Chinese shares closed lower on Tuesday due to shrinking profits of industrial firms and lackluster performance in major Asian markets.
The benchmark Shanghai Composite Index shed 2.02 percent to end at 3,038.14 points. The smaller Shenzhen Component Index lost 1.64 percent to close at 9,949.92 points.
Total turnover on the two bourses came in 420.9 billion yuan (66.12 billion U.S. dollars), up from 404.4 billion yuan on the previous trading day.
The decline was attributable to a year-on-year fall of 8.8 percent in the profits of China's major industrial firms in August, which widened from a 2.9-percent decline in July, according to data released by the National Bureau of Statistics on Monday.

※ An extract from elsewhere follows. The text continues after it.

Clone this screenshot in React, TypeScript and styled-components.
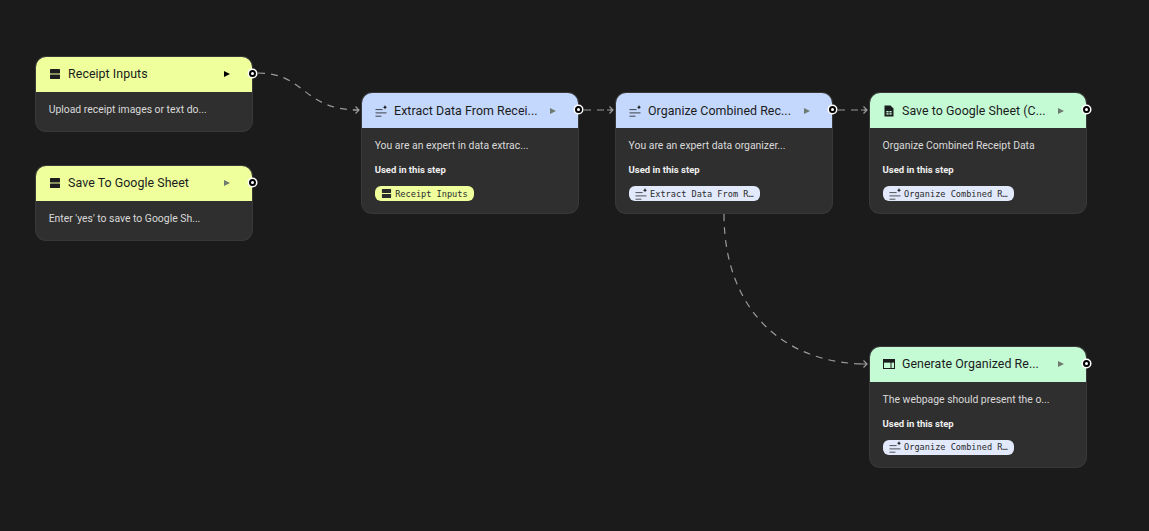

Chinese shares were also weighed on by other Asian markets where huge sell-offs punched major indices down, including Hong Kong's Hang Seng Index, the S&P/ASX200 index in the Australian market and Japan's 225-issue Nikkei Stock Average.
Companies related to coal, cement and aircraft manufacturing were among the biggest losers, while less than 15 percent of companies traded on the A-share market saw their share prices up.
The ChiNext Index, which tracks China's NASDAQ-style board of growth enterprises, slipped 1.12 percent to close at 2,098.57 points.